A Fractured Market Meets a New Risk

The market’s internal conflict was reflected in index performance. For the final week of February, the Dow Jones Industrial Average lost 1.31%, the S&P 500 declined 0.44%, and the Nasdaq-100 fell 0.21%. Tellingly, while the S&P 500 and Nasdaq finished the month in negative territory, the Dow managed a gain, extending a ten-month positive streak. This divergence suggests capital is seeking refuge from the tech sector’s volatility, even before external shocks were factored in.

As the market closed, this complex dynamic was overridden by a more primitive risk. The U.S. and Israeli strike targeting Iran introduces a geopolitical accelerant to an already volatile mix. This is not a nuanced threat subject to interpretation. It is a direct challenge to global energy flows. The immediate focus shifts to the Strait of Hormuz, a chokepoint for nearly a quarter of the world’s seaborne oil trade. Further turmoil in Pakistan and deteriorating U.S.-Cuba relations only add to the sense of escalating global instability.

The Flight to Safety Begins

Investors are now forced to weigh two distinct timelines: the long, multi-year horizon of AI capital deployment against the immediate, day-to-day risk of escalating global conflict. The initial reaction in futures markets and safe-haven assets suggests a clear verdict. Capital is flowing into traditional hedges, including gold, Bitcoin, U.S. Treasuries, and the Swiss Franc.

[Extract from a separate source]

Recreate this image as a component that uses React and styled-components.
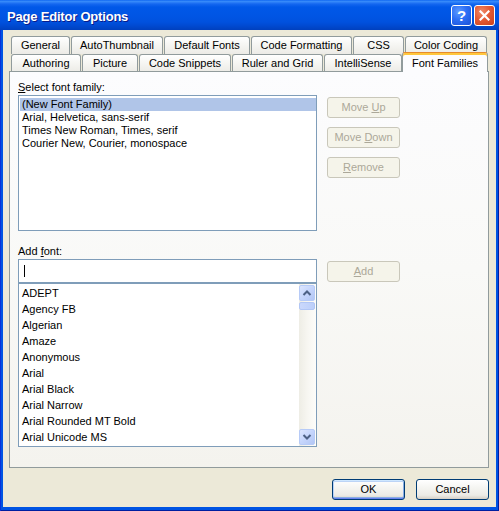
import React from 'react';
import styled, { createGlobalStyle, css } from 'styled-components';

const Global = createGlobalStyle`
  html, body { margin: 0; padding: 0; background: #ECE9D8; }
  body { font-family: "Liberation Sans", Arial, sans-serif; font-size: 11px; color: #000; }
  * { box-sizing: border-box; }
`;

const Window = styled.div`
  width: 499px;
  height: 511px;
  display: flex;
  flex-direction: column;
  overflow: hidden;
`;

const TitleBar = styled.div`
  height: 30px;
  flex: none;
  display: flex;
  align-items: flex-start;
  padding: 5px 4px 0 7px;
  background: linear-gradient(to bottom,
    #0058EE 0px, #3A8FFB 1px, #3083F8 2px, #1467F0 4px, #0058E8 7px,
    #0055E4 16px, #0051DE 22px, #0049D0 26px, #0040BE 30px);
`;

const Title = styled.div`
  flex: 1;
  margin-top: 4px;
  color: #fff;
  font: bold 13px/16px "Liberation Sans", Arial, sans-serif;
  letter-spacing: -0.2px;
  text-shadow: 1px 1px 0 #0A1C8A;
`;

const CaptionButtons = styled.div`
  display: flex;
  gap: 2px;
`;

const CaptionButton = styled.div`
  width: 21px;
  height: 21px;
  border: 1px solid #fff;
  border-radius: 3px;
  display: flex;
  align-items: center;
  justify-content: center;
  color: #fff;
  font: bold 15px/1 "Liberation Sans", Arial, sans-serif;
  ${(p) => p.$close
    ? css`background: radial-gradient(circle at 35% 30%, #F08A68 0%, #E45A35 45%, #C8401C 100%);`
    : css`background: radial-gradient(circle at 35% 30%, #5E9BFF 0%, #2D6FF5 45%, #1A4FD6 100%);`}
`;

const Frame = styled.div`
  flex: 1;
  display: flex;
  padding: 0 3px 4px 3px;
  background: #0054E3;
  box-shadow: inset 1px 0 0 #0831D9, inset -1px 0 0 #001EA0, inset 0 -1px 0 #001EA0;
`;

const Body = styled.div`
  flex: 1;
  display: flex;
  flex-direction: column;
  background: #ECE9D8;
  padding: 6px 7px 7px 6px;
`;

const TabStrip = styled.div`
  display: flex;
  flex-direction: column;
  margin-left: 2px;
`;

const TabRow = styled.div`
  display: flex;
  gap: 1px;
  height: 18px;
`;

const Tab = styled.div`
  height: 18px;
  flex: none;
  border: 1px solid #919B9C;
  border-bottom: none;
  border-radius: 3px 3px 0 0;
  background: linear-gradient(to bottom, #FFFFFF 0%, #F7F7F4 40%, #ECEBE6 100%);
  text-align: center;
  white-space: nowrap;
  font-size: 11px;
  line-height: 14px;
  padding-top: 1px;
  ${(p) => p.$active && css`
    position: relative;
    z-index: 2;
    height: 20px;
    margin-top: -2px;
    margin-left: -1px;
    border-top: 1px solid #E68B2C;
    background: #FCFCFE;
    box-shadow: inset 0 2px 0 #FFC73C;
    padding-top: 3px;
  `}
`;

const Panel = styled.div`
  position: relative;
  z-index: 1;
  height: 397px;
  margin-top: -1px;
  border: 1px solid #919B9C;
  background: linear-gradient(to bottom, #FCFCFE 0%, #F9F9F7 50%, #F4F3EE 100%);
  padding: 9px 0 0 8px;
  display: flex;
  flex-direction: column;
  gap: 14px;
`;

const Section = styled.div`
  display: grid;
  grid-template-columns: 299px 73px;
  column-gap: 10px;
  align-items: start;
`;

const Label = styled.div`
  grid-column: 1;
  height: 13px;
  line-height: 13px;
  margin-bottom: 1px;
  white-space: nowrap;
`;

const ListBox = styled.div`
  grid-column: 1;
  height: 136px;
  border: 1px solid #7F9DB9;
  background: #fff;
  padding: 2px 0 0 1px;
`;

const FamilyItem = styled.div`
  height: 13px;
  line-height: 13px;
  padding-left: 2px;
  white-space: nowrap;
  background: ${(p) => (p.$selected ? '#B0C5E8' : 'transparent')};
`;

const ButtonColumn = styled.div`
  grid-column: 2;
  display: flex;
  flex-direction: column;
  gap: 9px;
  padding-top: 2px;
`;

const Button = styled.div`
  width: 73px;
  height: 21px;
  border-radius: 3px;
  display: flex;
  align-items: center;
  justify-content: center;
  font-size: 11px;
  line-height: 13px;
  white-space: nowrap;
  ${(p) => p.$disabled
    ? css`
      border: 1px solid #C9C7BA;
      background: #F5F4EA;
      color: #ACA899;
    `
    : css`
      border: 1px solid #003C74;
      background: linear-gradient(to bottom, #FFFFFF 0%, #F4F4F0 45%, #ECEBE6 80%, #D6D0C5 100%);
      color: #000;
    `}
  ${(p) => p.$default && css`
    box-shadow: inset 0 1px 0 #CEE7FF, inset 0 -1px 0 #6982EE, inset 1px 0 0 #B8D2F8, inset -1px 0 0 #89ADE4,
      inset 0 2px 0 #BCD4F6, inset 0 -2px 0 #89ADE4;
  `}
`;

const ButtonText = styled.span`
  white-space: pre;
  u { text-decoration: underline; text-underline-offset: 1px; }
`;

const FieldStack = styled.div`
  grid-column: 1;
  display: flex;
  flex-direction: column;
`;

const TextBox = styled.div`
  height: 24px;
  border: 1px solid #7F9DB9;
  background: #fff;
  display: flex;
  align-items: center;
  padding-left: 5px;
`;

const Caret = styled.span`
  width: 1px;
  height: 12px;
  background: #000;
`;

const FontList = styled.div`
  height: 164px;
  border: 1px solid #7F9DB9;
  background: #fff;
  display: flex;
`;

const FontItems = styled.div`
  flex: 1;
  padding-top: 1px;
  overflow: hidden;
`;

const FontItem = styled.div`
  height: 16px;
  line-height: 16px;
  padding-left: 3px;
  white-space: nowrap;
`;

const ScrollBar = styled.div`
  width: 17px;
  flex: none;
  display: flex;
  flex-direction: column;
  padding: 1px 1px 1px 0;
  background: linear-gradient(to right, #EEEDE5 0%, #F7F6F1 50%, #FDFDFA 100%);
`;

const ScrollButton = styled.div`
  width: 16px;
  height: 16px;
  flex: none;
  border: 1px solid #B7CBF7;
  border-radius: 2px;
  background: linear-gradient(135deg, #DCE6FE 0%, #C5D5FC 50%, #B2C6F5 100%);
  display: flex;
  align-items: center;
  justify-content: center;
`;

const Track = styled.div`
  flex: 1;
  padding-top: 1px;
`;

const Thumb = styled.div`
  width: 16px;
  height: 8px;
  border: 1px solid #B1C6F5;
  border-radius: 2px;
  background: linear-gradient(to right, #CAD8FC, #BCCFFA);
`;

const Footer = styled.div`
  margin-top: 11px;
  display: flex;
  justify-content: flex-end;
  gap: 11px;
`;

const Chevron = ({ up }) => (
  <svg width="10" height="8" viewBox="0 0 10 8">
    <polyline
      points={up ? '1.5,6 5,2.5 8.5,6' : '1.5,2 5,5.5 8.5,2'}
      fill="none"
      stroke="#4D6185"
      strokeWidth="2"
    />
  </svg>
);

const CloseGlyph = () => (
  <svg width="11" height="11" viewBox="0 0 11 11">
    <path d="M1.5 1.5 L9.5 9.5 M9.5 1.5 L1.5 9.5" stroke="#fff" strokeWidth="2.2" strokeLinecap="square" />
  </svg>
);

const row1 = [
  ['General', 59], ['AutoThumbnail', 92], ['Default Fonts', 86],
  ['Code Formatting', 101], ['CSS', 51], ['Color Coding', 82],
];
const row2 = [
  ['Authoring', 70], ['Picture', 56], ['Code Snippets', 92],
  ['Ruler and Grid', 91], ['IntelliSense', 78], ['Font Families', 86, true],
];

const families = [
  '(New Font Family)',
  'Arial, Helvetica, sans-serif',
  'Times New Roman, Times, serif',
  'Courier New, Courier, monospace',
];

const fonts = [
  'ADEPT', 'Agency FB', 'Algerian', 'Amaze', 'Anonymous', 'Arial',
  'Arial Black', 'Arial Narrow', 'Arial Rounded MT Bold', 'Arial Unicode MS',
];

export default function App() {
  return (
    <>
      <Global />
      <Window>
        <TitleBar>
          <Title>Page Editor Options</Title>
          <CaptionButtons>
            <CaptionButton>?</CaptionButton>
            <CaptionButton $close><CloseGlyph /></CaptionButton>
          </CaptionButtons>
        </TitleBar>
        <Frame>
          <Body>
            <TabStrip>
              <TabRow>
                {row1.map(([t, w]) => (
                  <Tab key={t} style={{ width: w }}>{t}</Tab>
                ))}
              </TabRow>
              <TabRow>
                {row2.map(([t, w, a]) => (
                  <Tab key={t} $active={a} style={{ width: w }}>{t}</Tab>
                ))}
              </TabRow>
            </TabStrip>
            <Panel>
              <Section>
                <Label><u>S</u>elect font family:</Label>
                <ListBox>
                  {families.map((f, i) => (
                    <FamilyItem key={f} $selected={i === 0}>{f}</FamilyItem>
                  ))}
                </ListBox>
                <ButtonColumn>
                  <Button $disabled><ButtonText>Move <u>U</u>p</ButtonText></Button>
                  <Button $disabled><ButtonText>Move <u>D</u>own</ButtonText></Button>
                  <Button $disabled><ButtonText><u>R</u>emove</ButtonText></Button>
                </ButtonColumn>
              </Section>
              <Section>
                <Label>Add <u>f</u>ont:</Label>
                <FieldStack>
                  <TextBox><Caret /></TextBox>
                  <FontList>
                    <FontItems>
                      {fonts.map((f) => <FontItem key={f}>{f}</FontItem>)}
                    </FontItems>
                    <ScrollBar>
                      <ScrollButton><Chevron up /></ScrollButton>
                      <Track><Thumb /></Track>
                      <ScrollButton><Chevron /></ScrollButton>
                    </ScrollBar>
                  </FontList>
                </FieldStack>
                <ButtonColumn>
                  <Button $disabled><ButtonText><u>A</u>dd</ButtonText></Button>
                </ButtonColumn>
              </Section>
            </Panel>
            <Footer>
              <Button $default><ButtonText>OK</ButtonText></Button>
              <Button><ButtonText>Cancel</ButtonText></Button>
            </Footer>
          </Body>
        </Frame>
      </Window>
    </>
  );
}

Conversely, cyclical sectors and high-beta technology stocks face renewed pressure.

The trajectory of oil prices remains the critical variable. An OPEC pledge to raise output may temper price increases, but only if shipping lanes remain secure. A disruption in the Strait of Hormuz would likely trigger a broad de-risking event across global equities. The coming week will test the market’s conviction in the technology narrative against the hard realities of energy security and military escalation. The U.S. jobs report, normally a headline event, now seems a secondary concern. The market is bracing for impact.